Collect the lines of the entries where "this" shows up.
%%
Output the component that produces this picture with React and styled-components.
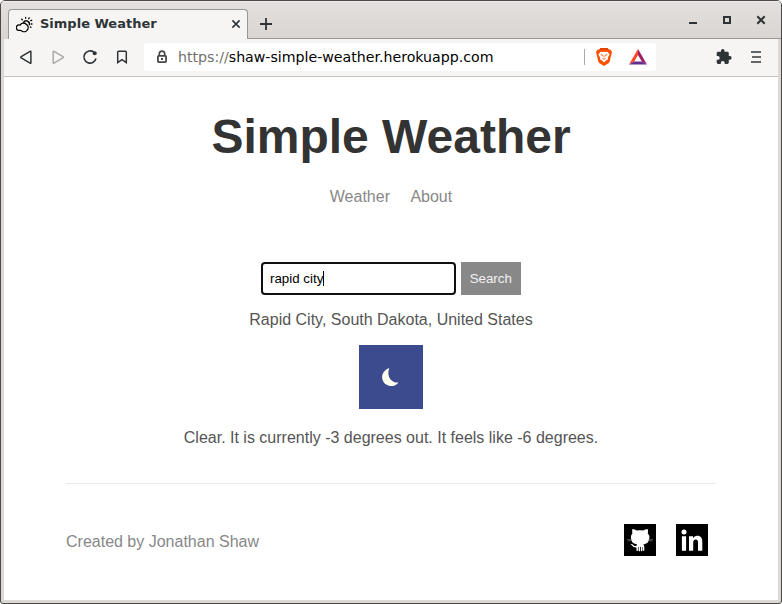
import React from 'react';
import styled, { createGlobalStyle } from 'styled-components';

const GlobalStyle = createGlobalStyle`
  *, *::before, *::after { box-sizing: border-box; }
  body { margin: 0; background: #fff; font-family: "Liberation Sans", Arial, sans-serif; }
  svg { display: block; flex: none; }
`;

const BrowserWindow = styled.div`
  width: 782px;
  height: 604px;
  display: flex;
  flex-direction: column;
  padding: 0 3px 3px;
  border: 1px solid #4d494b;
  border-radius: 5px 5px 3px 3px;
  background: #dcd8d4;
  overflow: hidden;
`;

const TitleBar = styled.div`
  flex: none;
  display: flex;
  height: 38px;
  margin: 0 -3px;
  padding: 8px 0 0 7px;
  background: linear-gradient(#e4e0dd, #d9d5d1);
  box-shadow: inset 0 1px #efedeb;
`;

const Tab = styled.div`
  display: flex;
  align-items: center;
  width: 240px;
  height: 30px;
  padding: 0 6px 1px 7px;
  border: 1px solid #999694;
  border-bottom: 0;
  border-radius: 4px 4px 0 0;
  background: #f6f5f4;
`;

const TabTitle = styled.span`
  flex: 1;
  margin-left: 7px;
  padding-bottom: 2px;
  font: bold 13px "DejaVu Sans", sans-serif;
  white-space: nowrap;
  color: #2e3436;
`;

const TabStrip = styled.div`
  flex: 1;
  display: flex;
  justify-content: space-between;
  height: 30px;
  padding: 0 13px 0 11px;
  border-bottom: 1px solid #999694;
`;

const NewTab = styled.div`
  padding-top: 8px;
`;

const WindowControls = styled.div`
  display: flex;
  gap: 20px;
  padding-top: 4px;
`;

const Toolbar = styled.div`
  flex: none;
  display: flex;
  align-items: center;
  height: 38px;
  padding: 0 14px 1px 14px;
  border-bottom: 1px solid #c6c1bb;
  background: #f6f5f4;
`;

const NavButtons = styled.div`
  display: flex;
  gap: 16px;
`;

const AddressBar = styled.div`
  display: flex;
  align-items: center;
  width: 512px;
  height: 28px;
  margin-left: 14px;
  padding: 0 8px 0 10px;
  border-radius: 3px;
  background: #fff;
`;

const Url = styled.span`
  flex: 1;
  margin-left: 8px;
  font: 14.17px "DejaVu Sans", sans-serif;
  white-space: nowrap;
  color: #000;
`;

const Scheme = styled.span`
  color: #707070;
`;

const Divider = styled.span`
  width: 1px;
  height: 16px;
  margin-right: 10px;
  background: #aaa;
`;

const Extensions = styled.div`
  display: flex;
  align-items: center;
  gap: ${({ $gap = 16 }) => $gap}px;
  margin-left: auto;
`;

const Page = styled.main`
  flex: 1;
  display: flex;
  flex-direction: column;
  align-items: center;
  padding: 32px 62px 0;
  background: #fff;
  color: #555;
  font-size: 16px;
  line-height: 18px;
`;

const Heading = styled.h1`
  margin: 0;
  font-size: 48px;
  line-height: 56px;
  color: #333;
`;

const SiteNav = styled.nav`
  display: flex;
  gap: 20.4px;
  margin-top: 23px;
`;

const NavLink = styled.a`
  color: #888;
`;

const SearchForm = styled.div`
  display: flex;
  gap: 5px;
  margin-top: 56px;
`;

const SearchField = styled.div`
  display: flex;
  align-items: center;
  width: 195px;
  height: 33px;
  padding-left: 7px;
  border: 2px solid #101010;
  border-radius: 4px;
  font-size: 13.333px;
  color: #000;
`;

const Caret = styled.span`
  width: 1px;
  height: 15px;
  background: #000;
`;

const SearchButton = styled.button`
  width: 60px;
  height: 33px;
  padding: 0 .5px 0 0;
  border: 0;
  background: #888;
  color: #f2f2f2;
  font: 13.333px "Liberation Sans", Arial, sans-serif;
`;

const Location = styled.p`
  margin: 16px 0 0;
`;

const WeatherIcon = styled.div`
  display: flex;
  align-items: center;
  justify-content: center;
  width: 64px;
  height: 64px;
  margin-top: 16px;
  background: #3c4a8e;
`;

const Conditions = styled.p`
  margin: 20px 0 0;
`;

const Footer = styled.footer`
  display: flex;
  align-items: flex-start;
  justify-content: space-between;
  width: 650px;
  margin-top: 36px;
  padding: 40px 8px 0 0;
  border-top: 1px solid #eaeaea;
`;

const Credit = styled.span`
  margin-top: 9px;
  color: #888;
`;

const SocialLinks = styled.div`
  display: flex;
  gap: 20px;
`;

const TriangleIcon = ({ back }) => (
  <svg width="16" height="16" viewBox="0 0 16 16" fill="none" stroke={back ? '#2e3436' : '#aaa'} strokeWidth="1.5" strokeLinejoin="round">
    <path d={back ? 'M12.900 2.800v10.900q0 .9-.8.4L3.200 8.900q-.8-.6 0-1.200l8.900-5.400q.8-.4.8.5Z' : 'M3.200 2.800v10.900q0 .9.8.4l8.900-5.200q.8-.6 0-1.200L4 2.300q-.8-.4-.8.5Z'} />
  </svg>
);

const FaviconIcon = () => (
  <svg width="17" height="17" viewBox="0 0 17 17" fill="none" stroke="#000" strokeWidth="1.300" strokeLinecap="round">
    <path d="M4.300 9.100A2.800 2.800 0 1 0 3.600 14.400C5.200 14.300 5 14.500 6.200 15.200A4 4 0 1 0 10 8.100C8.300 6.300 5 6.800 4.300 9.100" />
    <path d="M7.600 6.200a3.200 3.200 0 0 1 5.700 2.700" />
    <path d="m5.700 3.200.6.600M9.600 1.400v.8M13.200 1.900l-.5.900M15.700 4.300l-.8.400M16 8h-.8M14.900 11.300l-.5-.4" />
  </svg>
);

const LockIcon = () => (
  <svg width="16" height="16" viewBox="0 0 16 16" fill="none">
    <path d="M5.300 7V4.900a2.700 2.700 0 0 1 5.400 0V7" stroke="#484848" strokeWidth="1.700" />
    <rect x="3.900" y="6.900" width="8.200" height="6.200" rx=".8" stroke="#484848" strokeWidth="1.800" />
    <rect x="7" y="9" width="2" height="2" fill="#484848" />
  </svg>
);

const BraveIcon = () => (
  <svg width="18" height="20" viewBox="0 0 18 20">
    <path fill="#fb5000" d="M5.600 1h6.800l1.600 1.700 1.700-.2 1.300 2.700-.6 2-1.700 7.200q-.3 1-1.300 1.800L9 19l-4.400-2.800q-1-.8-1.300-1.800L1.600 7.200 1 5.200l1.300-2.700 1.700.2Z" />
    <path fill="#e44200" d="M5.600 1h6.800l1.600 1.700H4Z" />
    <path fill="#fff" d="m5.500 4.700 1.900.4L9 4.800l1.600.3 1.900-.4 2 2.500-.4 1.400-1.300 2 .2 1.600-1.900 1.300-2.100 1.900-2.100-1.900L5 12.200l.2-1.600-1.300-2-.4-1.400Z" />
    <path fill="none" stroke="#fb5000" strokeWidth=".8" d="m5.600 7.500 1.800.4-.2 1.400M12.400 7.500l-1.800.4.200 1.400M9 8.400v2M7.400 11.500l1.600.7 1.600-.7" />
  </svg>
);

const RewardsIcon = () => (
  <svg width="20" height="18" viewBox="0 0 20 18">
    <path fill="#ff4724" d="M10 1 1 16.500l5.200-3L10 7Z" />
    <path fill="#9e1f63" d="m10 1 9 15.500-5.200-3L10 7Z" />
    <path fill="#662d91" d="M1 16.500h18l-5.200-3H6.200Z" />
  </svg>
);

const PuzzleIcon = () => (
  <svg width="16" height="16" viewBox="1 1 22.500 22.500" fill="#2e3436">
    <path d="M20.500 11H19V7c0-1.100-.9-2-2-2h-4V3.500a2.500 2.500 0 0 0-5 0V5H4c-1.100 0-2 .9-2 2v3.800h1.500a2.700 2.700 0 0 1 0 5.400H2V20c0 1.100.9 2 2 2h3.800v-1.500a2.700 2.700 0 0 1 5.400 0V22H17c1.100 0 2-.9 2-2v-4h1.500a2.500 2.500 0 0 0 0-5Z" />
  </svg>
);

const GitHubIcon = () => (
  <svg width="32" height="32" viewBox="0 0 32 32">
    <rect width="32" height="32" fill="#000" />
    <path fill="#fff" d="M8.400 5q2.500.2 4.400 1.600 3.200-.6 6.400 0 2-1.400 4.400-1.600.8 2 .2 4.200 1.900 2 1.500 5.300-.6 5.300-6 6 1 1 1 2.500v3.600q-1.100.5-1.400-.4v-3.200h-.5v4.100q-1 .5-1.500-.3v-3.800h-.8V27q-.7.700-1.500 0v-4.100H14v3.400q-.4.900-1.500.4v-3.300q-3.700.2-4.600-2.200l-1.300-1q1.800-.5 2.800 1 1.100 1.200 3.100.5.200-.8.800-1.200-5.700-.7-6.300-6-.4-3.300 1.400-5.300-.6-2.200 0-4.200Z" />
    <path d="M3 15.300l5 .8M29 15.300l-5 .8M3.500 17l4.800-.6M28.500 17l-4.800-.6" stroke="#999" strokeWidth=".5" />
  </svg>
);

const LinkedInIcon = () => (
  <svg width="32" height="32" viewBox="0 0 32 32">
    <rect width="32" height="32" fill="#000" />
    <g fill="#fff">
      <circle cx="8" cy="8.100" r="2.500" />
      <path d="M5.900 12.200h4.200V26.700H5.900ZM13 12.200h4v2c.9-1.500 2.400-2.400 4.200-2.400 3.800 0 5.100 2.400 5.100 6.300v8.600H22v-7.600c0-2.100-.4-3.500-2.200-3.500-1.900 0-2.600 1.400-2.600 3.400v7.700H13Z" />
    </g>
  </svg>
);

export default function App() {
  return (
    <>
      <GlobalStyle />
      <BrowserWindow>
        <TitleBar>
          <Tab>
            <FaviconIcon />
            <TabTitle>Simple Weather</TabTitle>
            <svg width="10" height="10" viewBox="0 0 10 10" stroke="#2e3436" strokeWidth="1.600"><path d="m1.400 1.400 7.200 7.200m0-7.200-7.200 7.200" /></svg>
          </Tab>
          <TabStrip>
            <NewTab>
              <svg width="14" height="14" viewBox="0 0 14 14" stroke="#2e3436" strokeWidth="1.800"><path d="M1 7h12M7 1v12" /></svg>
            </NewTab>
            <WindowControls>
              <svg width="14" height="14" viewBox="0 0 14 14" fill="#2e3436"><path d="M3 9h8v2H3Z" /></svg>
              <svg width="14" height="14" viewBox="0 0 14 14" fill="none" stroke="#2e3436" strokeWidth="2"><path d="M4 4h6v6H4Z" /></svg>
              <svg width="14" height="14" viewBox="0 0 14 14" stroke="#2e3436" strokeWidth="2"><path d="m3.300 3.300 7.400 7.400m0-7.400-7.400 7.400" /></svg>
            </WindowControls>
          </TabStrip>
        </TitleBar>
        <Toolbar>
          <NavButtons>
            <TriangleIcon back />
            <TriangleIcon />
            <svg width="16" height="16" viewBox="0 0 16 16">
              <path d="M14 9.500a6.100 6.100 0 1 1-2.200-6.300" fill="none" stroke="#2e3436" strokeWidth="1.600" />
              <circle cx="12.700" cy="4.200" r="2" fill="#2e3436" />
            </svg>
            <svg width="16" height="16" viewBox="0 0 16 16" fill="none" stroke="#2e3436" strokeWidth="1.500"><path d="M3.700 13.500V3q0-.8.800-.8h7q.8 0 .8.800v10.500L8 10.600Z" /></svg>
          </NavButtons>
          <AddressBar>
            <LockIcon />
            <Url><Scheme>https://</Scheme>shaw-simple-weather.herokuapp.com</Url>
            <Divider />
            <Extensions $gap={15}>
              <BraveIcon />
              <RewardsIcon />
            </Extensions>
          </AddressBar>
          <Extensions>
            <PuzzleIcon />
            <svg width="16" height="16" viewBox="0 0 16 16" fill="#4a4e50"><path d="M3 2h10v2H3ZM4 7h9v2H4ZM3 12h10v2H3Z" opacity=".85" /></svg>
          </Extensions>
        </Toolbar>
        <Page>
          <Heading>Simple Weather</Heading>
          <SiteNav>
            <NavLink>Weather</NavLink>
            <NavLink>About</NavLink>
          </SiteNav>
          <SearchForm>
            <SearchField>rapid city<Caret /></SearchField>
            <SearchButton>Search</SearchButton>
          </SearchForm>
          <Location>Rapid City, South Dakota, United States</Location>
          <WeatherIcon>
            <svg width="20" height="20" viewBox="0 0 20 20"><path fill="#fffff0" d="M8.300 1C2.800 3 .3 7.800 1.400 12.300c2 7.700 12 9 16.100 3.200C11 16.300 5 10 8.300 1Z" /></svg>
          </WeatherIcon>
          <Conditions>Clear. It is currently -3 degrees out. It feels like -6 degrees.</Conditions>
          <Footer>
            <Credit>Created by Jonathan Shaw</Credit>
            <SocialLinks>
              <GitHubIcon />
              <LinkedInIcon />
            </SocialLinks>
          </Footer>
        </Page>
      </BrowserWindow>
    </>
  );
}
%%
%%
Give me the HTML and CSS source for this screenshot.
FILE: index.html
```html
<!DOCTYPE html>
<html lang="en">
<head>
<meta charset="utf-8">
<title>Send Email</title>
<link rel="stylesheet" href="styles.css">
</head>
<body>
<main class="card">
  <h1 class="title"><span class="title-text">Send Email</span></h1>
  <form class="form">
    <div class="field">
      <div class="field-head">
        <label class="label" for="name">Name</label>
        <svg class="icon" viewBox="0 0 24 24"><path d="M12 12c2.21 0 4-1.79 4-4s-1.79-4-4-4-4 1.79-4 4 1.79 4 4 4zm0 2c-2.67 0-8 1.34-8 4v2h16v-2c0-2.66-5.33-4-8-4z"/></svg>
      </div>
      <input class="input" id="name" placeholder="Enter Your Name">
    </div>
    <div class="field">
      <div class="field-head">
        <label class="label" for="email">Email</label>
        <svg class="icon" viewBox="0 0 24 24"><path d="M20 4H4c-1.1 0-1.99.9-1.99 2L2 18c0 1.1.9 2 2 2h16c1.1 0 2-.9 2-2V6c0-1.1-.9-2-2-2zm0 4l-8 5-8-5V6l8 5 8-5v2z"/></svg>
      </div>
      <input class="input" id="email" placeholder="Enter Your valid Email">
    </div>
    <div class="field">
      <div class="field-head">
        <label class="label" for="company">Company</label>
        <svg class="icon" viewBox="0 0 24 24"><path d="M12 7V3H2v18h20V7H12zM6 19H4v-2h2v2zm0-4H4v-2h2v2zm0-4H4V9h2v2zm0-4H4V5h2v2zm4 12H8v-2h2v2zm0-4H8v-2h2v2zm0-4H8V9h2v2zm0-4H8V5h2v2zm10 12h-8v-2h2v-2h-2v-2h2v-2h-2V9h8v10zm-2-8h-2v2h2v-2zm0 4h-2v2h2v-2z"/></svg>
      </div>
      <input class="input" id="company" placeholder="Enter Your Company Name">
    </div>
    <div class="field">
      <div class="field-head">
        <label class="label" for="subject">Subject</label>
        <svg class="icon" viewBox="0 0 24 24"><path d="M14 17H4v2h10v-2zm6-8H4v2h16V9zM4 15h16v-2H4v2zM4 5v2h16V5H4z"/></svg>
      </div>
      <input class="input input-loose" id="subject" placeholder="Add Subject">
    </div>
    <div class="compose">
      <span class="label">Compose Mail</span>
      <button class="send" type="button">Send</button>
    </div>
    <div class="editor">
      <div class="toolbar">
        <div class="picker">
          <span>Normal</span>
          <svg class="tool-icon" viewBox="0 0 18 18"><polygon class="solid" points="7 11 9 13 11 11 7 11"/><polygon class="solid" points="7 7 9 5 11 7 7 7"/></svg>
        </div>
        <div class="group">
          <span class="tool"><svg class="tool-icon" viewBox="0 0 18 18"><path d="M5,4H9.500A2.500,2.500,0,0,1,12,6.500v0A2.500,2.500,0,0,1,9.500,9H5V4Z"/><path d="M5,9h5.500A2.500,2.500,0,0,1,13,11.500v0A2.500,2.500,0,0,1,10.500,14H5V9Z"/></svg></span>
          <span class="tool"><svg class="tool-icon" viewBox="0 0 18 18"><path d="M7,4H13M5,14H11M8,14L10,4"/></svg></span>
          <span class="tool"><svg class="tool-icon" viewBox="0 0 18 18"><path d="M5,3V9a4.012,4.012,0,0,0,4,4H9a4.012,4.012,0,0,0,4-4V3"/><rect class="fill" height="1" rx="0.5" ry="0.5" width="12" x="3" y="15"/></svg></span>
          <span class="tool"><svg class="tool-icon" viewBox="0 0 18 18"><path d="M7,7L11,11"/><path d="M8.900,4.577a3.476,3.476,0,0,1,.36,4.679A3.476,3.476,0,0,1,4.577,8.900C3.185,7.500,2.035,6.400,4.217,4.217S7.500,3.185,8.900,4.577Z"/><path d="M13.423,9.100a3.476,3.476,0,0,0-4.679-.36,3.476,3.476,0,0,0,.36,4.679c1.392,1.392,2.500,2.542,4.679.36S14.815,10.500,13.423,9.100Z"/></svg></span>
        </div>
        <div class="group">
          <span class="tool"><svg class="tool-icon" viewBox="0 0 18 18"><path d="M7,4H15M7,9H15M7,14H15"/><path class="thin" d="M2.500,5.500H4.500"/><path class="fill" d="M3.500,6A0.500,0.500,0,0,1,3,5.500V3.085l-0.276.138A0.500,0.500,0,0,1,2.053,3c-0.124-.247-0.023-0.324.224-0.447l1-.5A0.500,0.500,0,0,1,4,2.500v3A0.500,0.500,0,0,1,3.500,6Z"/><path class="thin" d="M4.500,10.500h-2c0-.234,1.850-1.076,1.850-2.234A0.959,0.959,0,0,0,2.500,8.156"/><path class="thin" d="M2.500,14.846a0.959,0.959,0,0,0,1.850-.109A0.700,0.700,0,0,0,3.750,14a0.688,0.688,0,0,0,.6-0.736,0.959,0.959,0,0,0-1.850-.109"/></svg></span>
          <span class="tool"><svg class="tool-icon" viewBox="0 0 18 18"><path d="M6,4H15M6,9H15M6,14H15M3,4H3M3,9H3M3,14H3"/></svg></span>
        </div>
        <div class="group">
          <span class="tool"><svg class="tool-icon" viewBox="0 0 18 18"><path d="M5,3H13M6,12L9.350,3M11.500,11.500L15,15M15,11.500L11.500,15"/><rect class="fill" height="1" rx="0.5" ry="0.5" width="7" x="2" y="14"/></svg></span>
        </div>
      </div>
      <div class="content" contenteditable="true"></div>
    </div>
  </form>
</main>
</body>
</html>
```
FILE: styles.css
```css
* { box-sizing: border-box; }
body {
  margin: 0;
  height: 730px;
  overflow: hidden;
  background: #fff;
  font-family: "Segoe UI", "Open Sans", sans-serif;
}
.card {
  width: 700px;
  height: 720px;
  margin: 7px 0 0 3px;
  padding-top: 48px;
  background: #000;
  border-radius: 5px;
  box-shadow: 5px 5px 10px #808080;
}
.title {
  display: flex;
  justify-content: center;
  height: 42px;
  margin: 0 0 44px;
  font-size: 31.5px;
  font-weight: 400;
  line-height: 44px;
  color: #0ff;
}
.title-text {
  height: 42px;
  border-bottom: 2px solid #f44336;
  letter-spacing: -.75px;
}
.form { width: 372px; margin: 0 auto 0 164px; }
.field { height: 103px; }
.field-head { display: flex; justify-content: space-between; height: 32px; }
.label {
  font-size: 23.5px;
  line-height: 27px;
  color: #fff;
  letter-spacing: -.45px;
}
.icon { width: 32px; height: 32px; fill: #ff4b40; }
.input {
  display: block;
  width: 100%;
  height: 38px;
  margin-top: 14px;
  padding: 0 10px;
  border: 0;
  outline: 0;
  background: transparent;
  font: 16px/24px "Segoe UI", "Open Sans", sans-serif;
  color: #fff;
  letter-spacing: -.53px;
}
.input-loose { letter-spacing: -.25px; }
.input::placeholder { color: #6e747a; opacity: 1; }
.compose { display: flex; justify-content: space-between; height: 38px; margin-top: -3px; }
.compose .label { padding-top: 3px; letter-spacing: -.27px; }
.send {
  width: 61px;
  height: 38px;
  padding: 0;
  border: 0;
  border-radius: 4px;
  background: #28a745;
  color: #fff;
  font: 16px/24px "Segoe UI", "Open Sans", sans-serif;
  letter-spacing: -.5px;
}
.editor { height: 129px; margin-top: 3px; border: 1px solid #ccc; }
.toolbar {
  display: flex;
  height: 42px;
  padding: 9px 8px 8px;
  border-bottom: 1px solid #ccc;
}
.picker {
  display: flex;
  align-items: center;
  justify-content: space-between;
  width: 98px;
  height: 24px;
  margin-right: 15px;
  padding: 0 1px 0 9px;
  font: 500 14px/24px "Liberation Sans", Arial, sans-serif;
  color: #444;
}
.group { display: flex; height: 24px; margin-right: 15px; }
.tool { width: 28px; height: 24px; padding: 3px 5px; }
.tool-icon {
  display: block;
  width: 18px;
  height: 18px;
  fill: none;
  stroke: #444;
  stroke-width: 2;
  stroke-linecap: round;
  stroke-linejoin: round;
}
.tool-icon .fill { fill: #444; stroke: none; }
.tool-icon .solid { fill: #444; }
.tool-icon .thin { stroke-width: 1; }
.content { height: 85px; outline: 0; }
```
%%
§ **The output**:
Output the component that produces this picture with React and styled-components.
Give me the HTML and CSS source for this screenshot.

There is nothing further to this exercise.